---- Data provided

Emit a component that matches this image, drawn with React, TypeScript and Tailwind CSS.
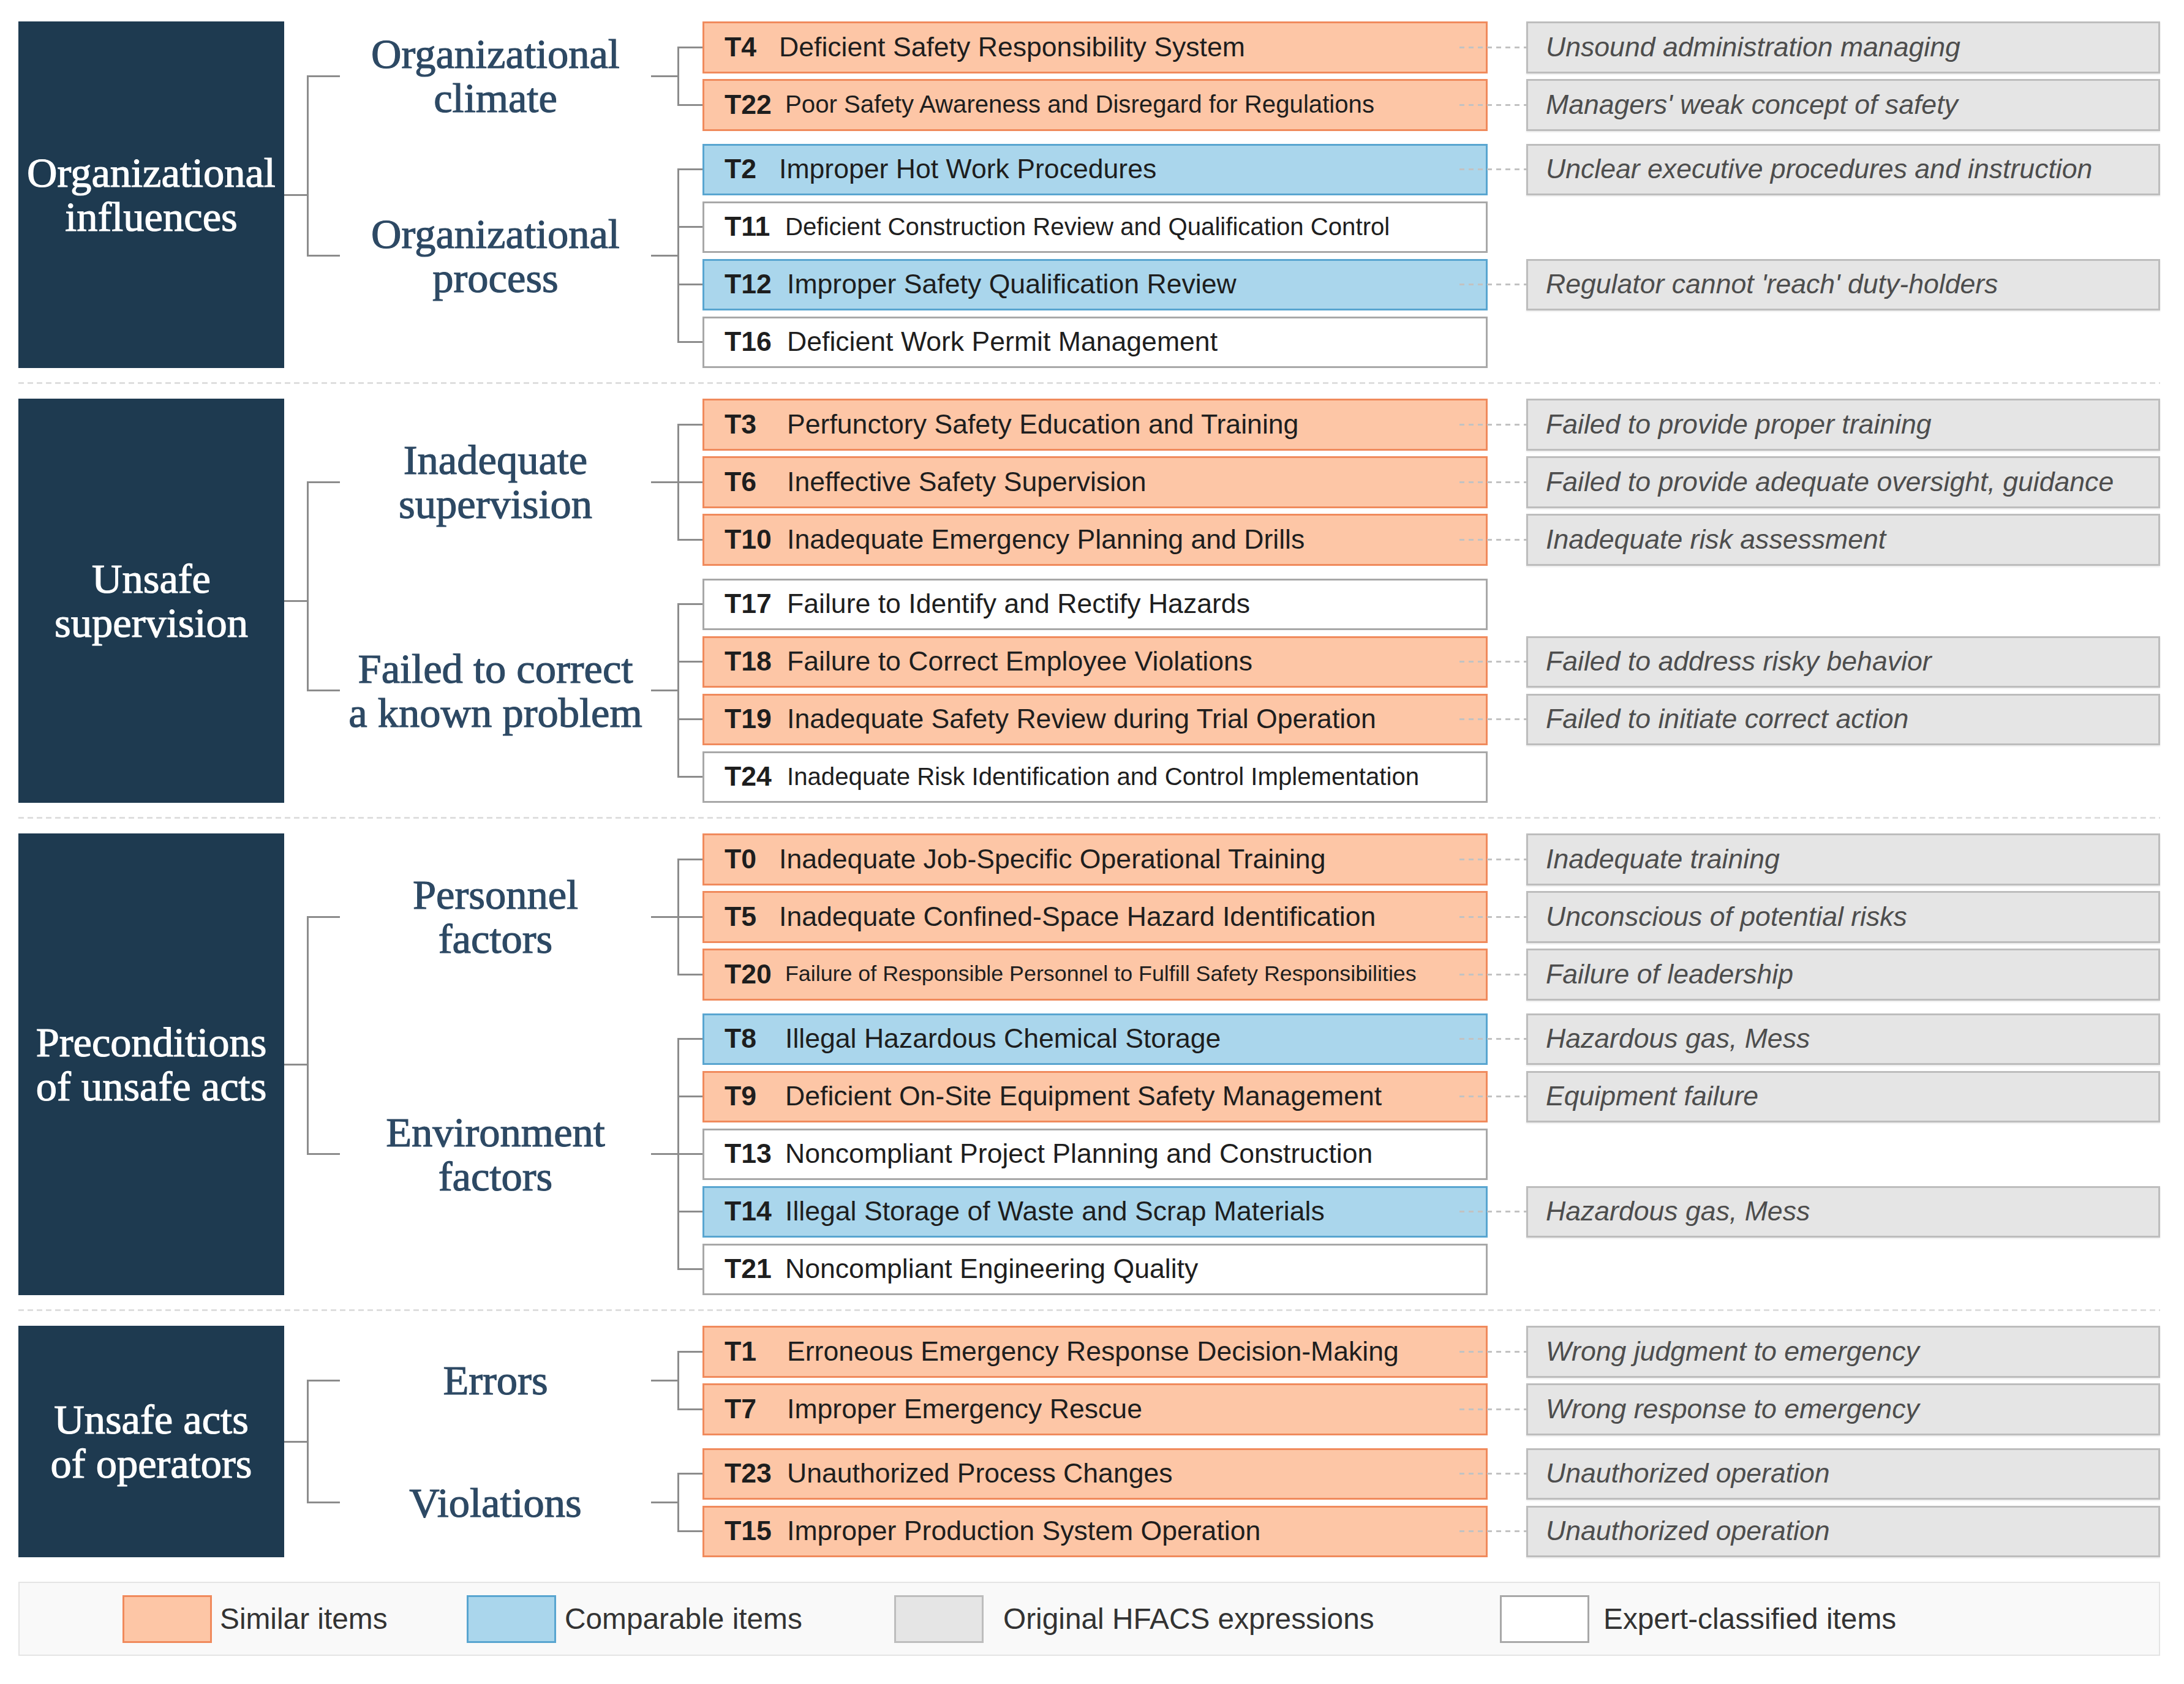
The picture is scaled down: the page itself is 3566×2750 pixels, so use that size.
import React from 'react'

type Kind = 'o' | 'b' | 'w'

interface Item {
  code: string
  text: string
  kind: Kind
  note?: string
  size?: 'md' | 'sm' | 'xs'
  pad?: 'a' | 'b' | 'c'
}

interface Group {
  label: string[]
  items: Item[]
}

interface Section {
  title: string[]
  groups: Group[]
}

const SECTIONS: Section[] = [
  {
    title: ['Organizational', 'influences'],
    groups: [
      {
        label: ['Organizational', 'climate'],
        items: [
          { code: 'T4', text: 'Deficient Safety Responsibility System', kind: 'o', note: 'Unsound administration managing', pad: 'a' },
          { code: 'T22', text: 'Poor Safety Awareness and Disregard for Regulations', kind: 'o', note: "Managers' weak concept of safety", size: 'sm', pad: 'b' },
        ],
      },
      {
        label: ['Organizational', 'process'],
        items: [
          { code: 'T2', text: 'Improper Hot Work Procedures', kind: 'b', note: 'Unclear executive procedures and instruction', pad: 'a' },
          { code: 'T11', text: 'Deficient Construction Review and Qualification Control', kind: 'w', size: 'sm', pad: 'b' },
          { code: 'T12', text: 'Improper Safety Qualification Review', kind: 'b', note: "Regulator cannot 'reach' duty-holders" },
          { code: 'T16', text: 'Deficient Work Permit Management', kind: 'w' },
        ],
      },
    ],
  },
  {
    title: ['Unsafe', 'supervision'],
    groups: [
      {
        label: ['Inadequate', 'supervision'],
        items: [
          { code: 'T3', text: 'Perfunctory Safety Education and Training', kind: 'o', note: 'Failed to provide proper training' },
          { code: 'T6', text: 'Ineffective Safety Supervision', kind: 'o', note: 'Failed to provide adequate oversight, guidance' },
          { code: 'T10', text: 'Inadequate Emergency Planning and Drills', kind: 'o', note: 'Inadequate risk assessment' },
        ],
      },
      {
        label: ['Failed to correct', 'a known problem'],
        items: [
          { code: 'T17', text: 'Failure to Identify and Rectify Hazards', kind: 'w' },
          { code: 'T18', text: 'Failure to Correct Employee Violations', kind: 'o', note: 'Failed to address risky behavior' },
          { code: 'T19', text: 'Inadequate Safety Review during Trial Operation', kind: 'o', note: 'Failed to initiate correct action' },
          { code: 'T24', text: 'Inadequate Risk Identification and Control Implementation', kind: 'w', size: 'sm' },
        ],
      },
    ],
  },
  {
    title: ['Preconditions', 'of unsafe acts'],
    groups: [
      {
        label: ['Personnel', 'factors'],
        items: [
          { code: 'T0', text: 'Inadequate Job-Specific Operational Training', kind: 'o', note: 'Inadequate training', pad: 'a' },
          { code: 'T5', text: 'Inadequate Confined-Space Hazard Identification', kind: 'o', note: 'Unconscious of potential risks', pad: 'a' },
          { code: 'T20', text: 'Failure of Responsible Personnel to Fulfill Safety Responsibilities', kind: 'o', note: 'Failure of leadership', size: 'xs', pad: 'b' },
        ],
      },
      {
        label: ['Environment', 'factors'],
        items: [
          { code: 'T8', text: 'Illegal Hazardous Chemical Storage', kind: 'b', note: 'Hazardous gas, Mess', pad: 'b' },
          { code: 'T9', text: 'Deficient On-Site Equipment Safety Management', kind: 'o', note: 'Equipment failure', pad: 'b' },
          { code: 'T13', text: 'Noncompliant Project Planning and Construction', kind: 'w', pad: 'b' },
          { code: 'T14', text: 'Illegal Storage of Waste and Scrap Materials', kind: 'b', note: 'Hazardous gas, Mess', pad: 'b' },
          { code: 'T21', text: 'Noncompliant Engineering Quality', kind: 'w', pad: 'b' },
        ],
      },
    ],
  },
  {
    title: ['Unsafe acts', 'of operators'],
    groups: [
      {
        label: ['Errors'],
        items: [
          { code: 'T1', text: 'Erroneous Emergency Response Decision-Making', kind: 'o', note: 'Wrong judgment to emergency' },
          { code: 'T7', text: 'Improper Emergency Rescue', kind: 'o', note: 'Wrong response to emergency' },
        ],
      },
      {
        label: ['Violations'],
        items: [
          { code: 'T23', text: 'Unauthorized Process Changes', kind: 'o', note: 'Unauthorized operation' },
          { code: 'T15', text: 'Improper Production System Operation', kind: 'o', note: 'Unauthorized operation' },
        ],
      },
    ],
  },
]

const BOX: Record<Kind, string> = {
  o: 'bg-[#fdc6a6] border-[#f08a5c]',
  b: 'bg-[#aad6ec] border-[#58a5d0]',
  w: 'bg-white border-[#a8a8a8]',
}

const SIZE = {
  md: 'text-[44.6px]',
  sm: 'text-[40.2px]',
  xs: 'text-[35.8px]',
}

const PAD = {
  a: 'w-[89px]',
  b: 'w-[99px]',
  c: 'w-[102px]',
}

const serif = "font-['Liberation_Serif','Times_New_Roman',serif]"
const sans = "font-['Liberation_Sans',Arial,sans-serif]"

// branch stub: vertical line on the left (top/bottom halves) and a horizontal tick at the middle
function Stub({ width, first, last }: { width: string; first: boolean; last: boolean }) {
  return (
    <div className={`${width} shrink-0 flex flex-col`}>
      <div className={`flex-1 ${first ? '' : 'border-l-[3px] border-[#8c8c8c]'}`} />
      <div className="h-[3px] bg-[#8c8c8c]" />
      <div className={`flex-1 ${last ? '' : 'border-l-[3px] border-[#8c8c8c]'}`} />
    </div>
  )
}

function ItemRow({ item, first, last }: { item: Item; first: boolean; last: boolean }) {
  return (
    <div className="flex">
      <Stub width="w-[41px]" first={first} last={last} />
      <div className="flex items-center py-[4.75px]">
        <div className={`w-[1282px] h-[84.5px] border-[3px] ${BOX[item.kind]} flex items-center pl-[33px] text-[#1e1e1e] whitespace-nowrap`}>
          <span className={`${PAD[item.pad ?? 'c']} shrink-0 font-bold text-[44.6px]`}>{item.code}</span>
          <span className={SIZE[item.size ?? 'md']}>{item.text}</span>
        </div>
        {item.note && (
          <>
            <div className="-ml-[46px] w-[109px] h-[3px] bg-[repeating-linear-gradient(90deg,#c2c2c2_0_8px,transparent_8px_15px)]" />
            <div className="w-[1035px] h-[84.5px] border-[3px] border-[#bdbdbd] bg-[#e5e5e5] flex items-center pl-[29px] italic text-[44.6px] text-[#4d4d4d] whitespace-nowrap shadow-[0_2px_2px_rgba(0,0,0,0.08)]">
              {item.note}
            </div>
          </>
        )}
      </div>
    </div>
  )
}

function GroupRow({ group, first, last }: { group: Group; first: boolean; last: boolean }) {
  return (
    <div className="flex">
      <Stub width="w-[54px]" first={first} last={last} />
      <div className={`w-[508px] shrink-0 flex flex-col items-center justify-center ${serif} text-[68.5px] leading-[72px] text-[#2d4964] [-webkit-text-stroke:1.2px_#2d4964]`}>
        {group.label.map(l => (
          <div key={l} className="whitespace-nowrap">{l}</div>
        ))}
      </div>
      <div className="w-[43px] shrink-0 flex items-center">
        <div className="w-full h-[3px] bg-[#8c8c8c]" />
      </div>
      <div className="flex flex-col py-[5.75px]">
        {group.items.map((item, i) => (
          <ItemRow key={item.code} item={item} first={i === 0} last={i === group.items.length - 1} />
        ))}
      </div>
    </div>
  )
}

function SectionBlock({ section }: { section: Section }) {
  return (
    <div className="flex">
      <div className={`w-[434px] shrink-0 bg-[#1e3a50] flex flex-col items-center justify-center ${serif} text-[68.5px] leading-[72px] text-white [-webkit-text-stroke:1.2px_white]`}>
        {section.title.map(t => (
          <div key={t} className="whitespace-nowrap">{t}</div>
        ))}
      </div>
      <div className="w-[37px] shrink-0 flex items-center">
        <div className="w-full h-[3px] bg-[#8c8c8c]" />
      </div>
      <div className="flex flex-col -my-[10.5px]">
        {section.groups.map((g, i) => (
          <GroupRow key={g.label.join(' ')} group={g} first={i === 0} last={i === section.groups.length - 1} />
        ))}
      </div>
    </div>
  )
}

function Separator() {
  return (
    <div className="mt-[23px] mb-[24px] w-[3497px] h-[3px] bg-[repeating-linear-gradient(90deg,#dedede_0_9px,transparent_9px_15px)]" />
  )
}

const LEGEND = [
  { label: 'Similar items', swatch: 'bg-[#fdc6a6] border-[#f08a5c]', width: 'w-[562px]', gap: 'ml-[13px]' },
  { label: 'Comparable items', swatch: 'bg-[#aad6ec] border-[#58a5d0]', width: 'w-[698px]', gap: 'ml-[14px]' },
  { label: 'Original HFACS expressions', swatch: 'bg-[#e5e5e5] border-[#bdbdbd]', width: 'w-[989px]', gap: 'ml-[32px]' },
  { label: 'Expert-classified items', swatch: 'bg-white border-[#a8a8a8]', width: 'w-[600px]', gap: 'ml-[23px]' },
]

export default function App() {
  return (
    <div className={`w-[3566px] h-[2750px] bg-white ${sans}`}>
      <div className="pl-[30px] pt-[35px]">
        {SECTIONS.map((s, i) => (
          <div key={s.title.join(' ')}>
            {i > 0 && <Separator />}
            <SectionBlock section={s} />
          </div>
        ))}

        {/* Legend */}
        <div className="mt-[40px] w-[3497px] h-[121px] bg-[#f9f9f9] border-2 border-[#e4e4e4] flex items-center pl-[168px]">
          {LEGEND.map(l => (
            <div key={l.label} className={`${l.width} flex items-center`}>
              <div className={`w-[146px] h-[78px] border-[3px] shrink-0 ${l.swatch}`} />
              <span className={`${l.gap} text-[47.8px] text-[#333] whitespace-nowrap`}>{l.label}</span>
            </div>
          ))}
        </div>
      </div>
    </div>
  )
}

--------

Repeat only the lines from the beginning of the material through the line containing "type Kind = 'o' | 'b' | 'w'", both ends kept, leaving pictures out.

Emit a component that matches this image, drawn with React, TypeScript and Tailwind CSS.
The picture is scaled down: the page itself is 3566×2750 pixels, so use that size.
import React from 'react'

type Kind = 'o' | 'b' | 'w'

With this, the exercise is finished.